▸ THE EXERCISE
Repeat exactly, and only, the lines from the one that contains "Write the React, TypeScript" to the one that contains "import React from", both ends included. Omit every picture.

- - - - - - -

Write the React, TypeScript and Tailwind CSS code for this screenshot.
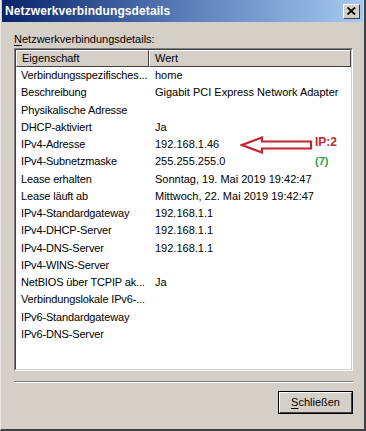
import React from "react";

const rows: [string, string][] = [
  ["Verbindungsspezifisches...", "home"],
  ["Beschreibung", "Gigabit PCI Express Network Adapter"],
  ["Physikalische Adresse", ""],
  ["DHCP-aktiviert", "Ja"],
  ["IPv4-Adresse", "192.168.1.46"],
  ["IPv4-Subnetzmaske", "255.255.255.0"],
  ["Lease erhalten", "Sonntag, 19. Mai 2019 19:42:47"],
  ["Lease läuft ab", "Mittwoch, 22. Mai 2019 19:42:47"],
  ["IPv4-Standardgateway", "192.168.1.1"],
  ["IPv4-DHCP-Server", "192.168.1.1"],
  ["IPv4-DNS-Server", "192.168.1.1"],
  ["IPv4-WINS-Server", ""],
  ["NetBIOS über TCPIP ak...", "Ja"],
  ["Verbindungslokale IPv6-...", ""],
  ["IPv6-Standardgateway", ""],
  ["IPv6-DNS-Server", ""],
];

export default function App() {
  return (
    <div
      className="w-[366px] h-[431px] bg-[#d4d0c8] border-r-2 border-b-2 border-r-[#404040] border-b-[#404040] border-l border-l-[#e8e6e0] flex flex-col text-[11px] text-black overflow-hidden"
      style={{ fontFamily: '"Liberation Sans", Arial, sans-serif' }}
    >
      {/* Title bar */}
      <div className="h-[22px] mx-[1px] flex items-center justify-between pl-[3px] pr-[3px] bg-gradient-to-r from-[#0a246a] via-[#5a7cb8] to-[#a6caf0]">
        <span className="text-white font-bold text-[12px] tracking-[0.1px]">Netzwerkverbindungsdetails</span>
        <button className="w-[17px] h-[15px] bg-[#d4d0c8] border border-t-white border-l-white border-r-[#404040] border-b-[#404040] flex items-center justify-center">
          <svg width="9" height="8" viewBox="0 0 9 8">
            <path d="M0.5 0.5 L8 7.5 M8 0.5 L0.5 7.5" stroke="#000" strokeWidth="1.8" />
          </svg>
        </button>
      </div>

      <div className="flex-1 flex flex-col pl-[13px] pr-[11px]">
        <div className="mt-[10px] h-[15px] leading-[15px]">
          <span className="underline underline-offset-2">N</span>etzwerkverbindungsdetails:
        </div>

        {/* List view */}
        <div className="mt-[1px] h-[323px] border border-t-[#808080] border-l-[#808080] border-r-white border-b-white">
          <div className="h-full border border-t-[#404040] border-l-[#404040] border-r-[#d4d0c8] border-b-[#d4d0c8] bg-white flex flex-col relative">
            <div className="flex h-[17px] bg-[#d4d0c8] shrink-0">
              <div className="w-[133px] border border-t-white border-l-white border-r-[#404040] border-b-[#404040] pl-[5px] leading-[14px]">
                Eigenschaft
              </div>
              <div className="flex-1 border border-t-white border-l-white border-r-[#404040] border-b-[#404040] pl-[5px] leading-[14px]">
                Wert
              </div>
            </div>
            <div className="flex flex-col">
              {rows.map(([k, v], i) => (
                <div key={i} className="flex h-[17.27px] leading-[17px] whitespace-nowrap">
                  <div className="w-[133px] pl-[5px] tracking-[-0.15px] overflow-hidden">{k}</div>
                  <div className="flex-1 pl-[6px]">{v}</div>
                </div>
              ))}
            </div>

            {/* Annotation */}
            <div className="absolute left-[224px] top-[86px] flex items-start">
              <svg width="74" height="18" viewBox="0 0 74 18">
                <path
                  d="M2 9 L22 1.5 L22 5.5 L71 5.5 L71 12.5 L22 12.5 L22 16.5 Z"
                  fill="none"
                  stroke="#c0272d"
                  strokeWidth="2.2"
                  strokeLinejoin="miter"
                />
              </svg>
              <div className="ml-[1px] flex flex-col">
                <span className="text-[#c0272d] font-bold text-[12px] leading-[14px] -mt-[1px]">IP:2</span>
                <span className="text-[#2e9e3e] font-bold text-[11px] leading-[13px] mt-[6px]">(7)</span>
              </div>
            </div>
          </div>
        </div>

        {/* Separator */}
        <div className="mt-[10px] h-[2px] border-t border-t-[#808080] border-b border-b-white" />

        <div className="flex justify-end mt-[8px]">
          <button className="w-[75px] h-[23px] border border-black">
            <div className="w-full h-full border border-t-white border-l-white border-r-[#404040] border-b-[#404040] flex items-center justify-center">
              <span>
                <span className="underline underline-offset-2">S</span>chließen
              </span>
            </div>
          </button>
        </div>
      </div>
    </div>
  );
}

- - - - - - -

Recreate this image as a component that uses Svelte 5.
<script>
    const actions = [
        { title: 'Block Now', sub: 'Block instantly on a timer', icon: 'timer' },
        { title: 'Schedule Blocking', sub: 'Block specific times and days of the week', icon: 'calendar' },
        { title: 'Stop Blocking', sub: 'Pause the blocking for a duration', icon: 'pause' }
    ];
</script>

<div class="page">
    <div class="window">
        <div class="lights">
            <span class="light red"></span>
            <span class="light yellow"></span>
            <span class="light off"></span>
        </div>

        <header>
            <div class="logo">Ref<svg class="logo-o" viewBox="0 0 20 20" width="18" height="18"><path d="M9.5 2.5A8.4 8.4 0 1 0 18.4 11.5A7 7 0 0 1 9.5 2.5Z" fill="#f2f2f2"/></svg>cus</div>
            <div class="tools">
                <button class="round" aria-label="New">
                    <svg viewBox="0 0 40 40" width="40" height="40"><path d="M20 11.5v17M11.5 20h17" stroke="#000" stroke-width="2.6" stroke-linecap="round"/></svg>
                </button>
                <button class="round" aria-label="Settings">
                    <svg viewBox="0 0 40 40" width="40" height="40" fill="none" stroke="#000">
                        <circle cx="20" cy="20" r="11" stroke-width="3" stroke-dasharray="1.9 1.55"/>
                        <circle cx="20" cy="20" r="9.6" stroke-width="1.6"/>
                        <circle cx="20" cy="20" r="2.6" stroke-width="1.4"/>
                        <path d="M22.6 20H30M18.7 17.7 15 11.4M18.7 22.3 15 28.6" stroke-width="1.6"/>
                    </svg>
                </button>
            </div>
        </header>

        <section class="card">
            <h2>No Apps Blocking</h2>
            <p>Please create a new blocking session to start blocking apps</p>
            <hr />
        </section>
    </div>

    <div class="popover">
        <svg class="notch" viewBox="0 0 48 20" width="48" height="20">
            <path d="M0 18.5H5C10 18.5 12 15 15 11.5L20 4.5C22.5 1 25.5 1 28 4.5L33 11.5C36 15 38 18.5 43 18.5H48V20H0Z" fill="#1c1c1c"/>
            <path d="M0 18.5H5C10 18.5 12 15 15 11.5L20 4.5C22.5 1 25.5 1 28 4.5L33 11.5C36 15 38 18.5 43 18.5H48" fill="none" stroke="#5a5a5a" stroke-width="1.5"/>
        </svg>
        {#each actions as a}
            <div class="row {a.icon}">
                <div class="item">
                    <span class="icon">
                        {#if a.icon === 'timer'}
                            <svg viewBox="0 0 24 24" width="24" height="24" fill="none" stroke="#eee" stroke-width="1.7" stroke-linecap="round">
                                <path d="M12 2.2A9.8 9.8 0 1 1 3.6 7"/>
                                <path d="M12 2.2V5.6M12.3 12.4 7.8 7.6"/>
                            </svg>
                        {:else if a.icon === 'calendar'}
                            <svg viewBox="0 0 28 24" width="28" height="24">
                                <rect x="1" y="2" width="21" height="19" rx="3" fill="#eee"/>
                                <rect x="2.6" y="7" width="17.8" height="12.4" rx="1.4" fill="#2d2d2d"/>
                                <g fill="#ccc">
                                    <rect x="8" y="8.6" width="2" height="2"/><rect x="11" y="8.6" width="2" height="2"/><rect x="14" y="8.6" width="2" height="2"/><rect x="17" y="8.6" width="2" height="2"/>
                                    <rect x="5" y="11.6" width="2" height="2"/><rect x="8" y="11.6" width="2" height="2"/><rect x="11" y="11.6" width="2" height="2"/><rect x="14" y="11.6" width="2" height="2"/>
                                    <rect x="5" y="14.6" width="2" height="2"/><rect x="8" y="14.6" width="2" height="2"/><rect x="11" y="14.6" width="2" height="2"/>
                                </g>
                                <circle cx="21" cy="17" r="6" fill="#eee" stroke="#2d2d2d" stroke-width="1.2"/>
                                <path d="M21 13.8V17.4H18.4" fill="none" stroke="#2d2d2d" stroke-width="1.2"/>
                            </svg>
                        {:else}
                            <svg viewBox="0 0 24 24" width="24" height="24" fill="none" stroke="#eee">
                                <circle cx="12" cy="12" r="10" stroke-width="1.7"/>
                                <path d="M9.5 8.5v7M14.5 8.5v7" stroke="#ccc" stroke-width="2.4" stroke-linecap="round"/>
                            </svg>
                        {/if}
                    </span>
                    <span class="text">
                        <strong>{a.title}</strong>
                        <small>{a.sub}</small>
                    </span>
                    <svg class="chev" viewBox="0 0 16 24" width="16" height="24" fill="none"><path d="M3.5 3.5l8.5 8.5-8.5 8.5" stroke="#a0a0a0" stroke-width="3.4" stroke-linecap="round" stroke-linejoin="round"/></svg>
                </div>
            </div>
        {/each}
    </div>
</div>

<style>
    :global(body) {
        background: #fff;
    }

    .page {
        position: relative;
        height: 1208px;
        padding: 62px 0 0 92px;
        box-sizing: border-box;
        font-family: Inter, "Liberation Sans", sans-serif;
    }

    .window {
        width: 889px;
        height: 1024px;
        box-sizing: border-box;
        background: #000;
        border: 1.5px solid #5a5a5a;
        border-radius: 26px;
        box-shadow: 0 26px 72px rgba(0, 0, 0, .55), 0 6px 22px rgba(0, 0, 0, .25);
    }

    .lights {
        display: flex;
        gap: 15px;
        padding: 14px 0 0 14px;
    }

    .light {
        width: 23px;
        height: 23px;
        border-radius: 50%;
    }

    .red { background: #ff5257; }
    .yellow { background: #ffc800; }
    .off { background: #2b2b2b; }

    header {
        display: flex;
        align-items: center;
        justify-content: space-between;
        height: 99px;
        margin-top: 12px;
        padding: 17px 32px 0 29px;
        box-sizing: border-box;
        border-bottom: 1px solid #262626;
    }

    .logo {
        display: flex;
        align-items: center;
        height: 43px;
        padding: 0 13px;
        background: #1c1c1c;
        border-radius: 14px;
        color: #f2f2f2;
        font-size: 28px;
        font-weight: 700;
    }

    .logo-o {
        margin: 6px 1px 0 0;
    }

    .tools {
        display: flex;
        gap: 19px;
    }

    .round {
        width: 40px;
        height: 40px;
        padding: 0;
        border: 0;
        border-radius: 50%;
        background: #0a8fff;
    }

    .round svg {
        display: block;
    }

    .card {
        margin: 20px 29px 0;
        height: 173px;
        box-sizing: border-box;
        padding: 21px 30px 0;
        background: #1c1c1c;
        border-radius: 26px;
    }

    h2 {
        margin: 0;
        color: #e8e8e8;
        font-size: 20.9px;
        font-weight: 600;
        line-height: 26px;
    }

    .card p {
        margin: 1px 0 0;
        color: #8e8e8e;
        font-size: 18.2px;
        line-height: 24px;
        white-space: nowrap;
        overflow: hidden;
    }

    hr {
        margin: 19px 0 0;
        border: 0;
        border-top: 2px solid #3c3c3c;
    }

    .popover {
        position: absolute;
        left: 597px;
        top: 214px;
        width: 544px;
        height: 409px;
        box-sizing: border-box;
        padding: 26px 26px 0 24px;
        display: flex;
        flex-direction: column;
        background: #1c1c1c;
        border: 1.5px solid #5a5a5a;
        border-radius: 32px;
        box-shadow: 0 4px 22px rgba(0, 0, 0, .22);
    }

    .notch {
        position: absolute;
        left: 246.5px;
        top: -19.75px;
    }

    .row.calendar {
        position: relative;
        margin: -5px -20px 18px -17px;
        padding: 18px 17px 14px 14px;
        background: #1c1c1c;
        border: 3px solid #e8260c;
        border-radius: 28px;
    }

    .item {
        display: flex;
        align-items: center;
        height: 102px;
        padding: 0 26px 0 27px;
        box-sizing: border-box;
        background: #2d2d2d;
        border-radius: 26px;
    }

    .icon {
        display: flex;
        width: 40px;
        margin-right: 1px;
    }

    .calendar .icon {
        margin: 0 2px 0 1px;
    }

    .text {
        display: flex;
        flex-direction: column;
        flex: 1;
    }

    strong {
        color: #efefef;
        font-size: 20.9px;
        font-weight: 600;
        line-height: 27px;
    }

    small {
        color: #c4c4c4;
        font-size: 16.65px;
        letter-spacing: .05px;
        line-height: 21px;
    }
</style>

- - - - - - -

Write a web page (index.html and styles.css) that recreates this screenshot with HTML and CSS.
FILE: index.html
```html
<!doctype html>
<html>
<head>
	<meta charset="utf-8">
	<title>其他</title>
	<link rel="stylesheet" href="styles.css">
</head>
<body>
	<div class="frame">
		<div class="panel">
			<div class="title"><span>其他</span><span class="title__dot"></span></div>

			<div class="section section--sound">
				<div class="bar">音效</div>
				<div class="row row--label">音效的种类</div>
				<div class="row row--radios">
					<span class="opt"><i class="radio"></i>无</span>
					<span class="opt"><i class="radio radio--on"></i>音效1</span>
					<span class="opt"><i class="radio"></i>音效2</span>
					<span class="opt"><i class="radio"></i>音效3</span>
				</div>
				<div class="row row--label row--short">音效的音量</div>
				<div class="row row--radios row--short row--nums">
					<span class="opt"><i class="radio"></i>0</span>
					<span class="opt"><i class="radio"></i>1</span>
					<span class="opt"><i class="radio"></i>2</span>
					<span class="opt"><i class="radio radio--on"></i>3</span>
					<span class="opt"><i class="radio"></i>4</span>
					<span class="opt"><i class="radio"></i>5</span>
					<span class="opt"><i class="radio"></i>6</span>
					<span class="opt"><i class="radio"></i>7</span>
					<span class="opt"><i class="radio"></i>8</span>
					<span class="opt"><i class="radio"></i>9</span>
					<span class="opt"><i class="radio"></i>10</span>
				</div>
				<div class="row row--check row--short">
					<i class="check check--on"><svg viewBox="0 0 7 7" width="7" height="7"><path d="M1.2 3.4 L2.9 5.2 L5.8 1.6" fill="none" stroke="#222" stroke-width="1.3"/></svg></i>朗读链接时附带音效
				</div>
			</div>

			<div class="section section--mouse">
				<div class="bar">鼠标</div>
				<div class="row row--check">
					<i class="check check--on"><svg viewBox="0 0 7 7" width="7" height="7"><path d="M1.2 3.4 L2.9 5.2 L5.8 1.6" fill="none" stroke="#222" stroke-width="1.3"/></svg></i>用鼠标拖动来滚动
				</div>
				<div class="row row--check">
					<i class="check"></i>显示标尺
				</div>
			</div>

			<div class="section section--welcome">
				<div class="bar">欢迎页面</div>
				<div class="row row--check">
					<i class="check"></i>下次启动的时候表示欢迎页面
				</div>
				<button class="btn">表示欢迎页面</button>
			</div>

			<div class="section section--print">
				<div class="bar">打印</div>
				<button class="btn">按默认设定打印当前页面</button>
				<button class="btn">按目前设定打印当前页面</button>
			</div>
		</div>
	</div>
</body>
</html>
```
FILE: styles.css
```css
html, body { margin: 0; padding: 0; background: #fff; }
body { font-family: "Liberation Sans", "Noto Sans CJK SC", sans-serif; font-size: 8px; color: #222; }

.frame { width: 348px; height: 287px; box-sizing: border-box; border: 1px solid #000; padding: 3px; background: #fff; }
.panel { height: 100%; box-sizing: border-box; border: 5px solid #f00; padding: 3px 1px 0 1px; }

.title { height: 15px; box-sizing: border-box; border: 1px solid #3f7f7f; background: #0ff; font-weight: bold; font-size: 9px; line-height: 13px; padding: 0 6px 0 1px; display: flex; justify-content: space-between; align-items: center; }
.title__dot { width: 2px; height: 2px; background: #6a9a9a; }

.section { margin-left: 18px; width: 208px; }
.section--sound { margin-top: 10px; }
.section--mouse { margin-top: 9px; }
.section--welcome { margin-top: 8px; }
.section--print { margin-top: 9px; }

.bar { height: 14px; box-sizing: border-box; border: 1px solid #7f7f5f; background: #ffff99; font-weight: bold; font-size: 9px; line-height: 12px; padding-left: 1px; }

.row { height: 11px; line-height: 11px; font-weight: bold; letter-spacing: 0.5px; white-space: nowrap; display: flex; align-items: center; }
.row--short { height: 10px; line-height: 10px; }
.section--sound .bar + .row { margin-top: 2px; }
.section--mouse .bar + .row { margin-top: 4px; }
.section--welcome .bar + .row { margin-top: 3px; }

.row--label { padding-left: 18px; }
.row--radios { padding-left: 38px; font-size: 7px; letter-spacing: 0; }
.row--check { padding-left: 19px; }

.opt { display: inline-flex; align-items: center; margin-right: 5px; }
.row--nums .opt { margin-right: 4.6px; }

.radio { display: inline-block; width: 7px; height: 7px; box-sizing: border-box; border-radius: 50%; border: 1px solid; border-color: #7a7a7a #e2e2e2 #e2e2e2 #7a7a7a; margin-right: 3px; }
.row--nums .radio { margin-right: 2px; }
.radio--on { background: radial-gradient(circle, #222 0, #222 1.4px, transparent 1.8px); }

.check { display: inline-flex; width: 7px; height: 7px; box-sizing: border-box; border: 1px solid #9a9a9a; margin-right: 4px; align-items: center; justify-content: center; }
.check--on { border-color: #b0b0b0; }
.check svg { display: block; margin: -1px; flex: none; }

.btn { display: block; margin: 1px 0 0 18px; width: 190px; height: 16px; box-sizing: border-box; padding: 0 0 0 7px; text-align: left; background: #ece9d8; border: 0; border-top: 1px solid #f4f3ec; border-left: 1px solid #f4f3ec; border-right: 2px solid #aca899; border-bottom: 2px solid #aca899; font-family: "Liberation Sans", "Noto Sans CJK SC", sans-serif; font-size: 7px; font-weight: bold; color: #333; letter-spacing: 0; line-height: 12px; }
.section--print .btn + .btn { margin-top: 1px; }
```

- - - - - - -

▸ PROBLEM SOLUTION
Write the React, TypeScript and Tailwind CSS code for this screenshot.
import React from "react";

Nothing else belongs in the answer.